In reversing the Tax Court and in finding that the non-capital losses were deductible, Webb JA noted that, under Stewart, the test of whether “the activity is being carried out in a commercially sufficient manner to constitute a source of income” was only engaged “if there is a hobby or personal element to the activity in question,” and stated:
… Mr. Brown’s decision to provide these management services as a result of his wife’s inability to continue to manage the gallery, does not mean that there is a personal or hobby element to his management services activity … .
A person’s personal motivation or reason for conducting an activity cannot, in and of itself, result in there being a personal or hobby element to the activity. It is possible to find a personal reason why any person is carrying on a particular activity. …
Neal Armstrong. Summary of Brown v. Canada, 2022 FCA 200 under s. 3(a) – business source.

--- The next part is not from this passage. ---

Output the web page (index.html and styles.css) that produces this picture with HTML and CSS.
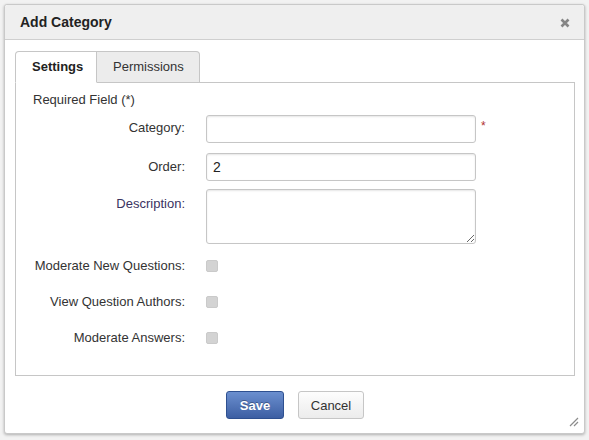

CRA treats a broker’s waiver of commission as an inducement payment
Normally, on the purchase by a client of a GIC of a bank, the bank would receive the face amount of the GIC (say, $21,000) and pay a broker a commission of 0.75% (or $157.50). However, where the broker waived the commission, the client would acquire the GIC for $20.842.50.
One might think that the client thus acquired the GIC at a cost of $20.842.50. and would thereby realize a capital gain of $157.50 on maturity.
However, CRA instead characterized the arrangement as one under which the client invested $21,000 in the GIC, of which $20.842.50 came from the client’s own funds and $157.50 came from the commission received by the broker from the bank which it applied to the payment of the balance of the client’s GIC – so that the cost of the GIC to the client was $21,000.
After indicating that the latter amount might otherwise be included in the client’s income under s. 12(1)(x), CRA noted that (assuming the GIC was capital property), the client could make the s. 52(2.1) election to apply the s. 12(1)(x) amount to reduce the ACB of the GIC to $20.842.50.
Neal Armstrong. Summary of Summary of 7 October 2022 APFF Financial Strategies and Instruments Roundtable, Q.10 under s. 12(1)(x).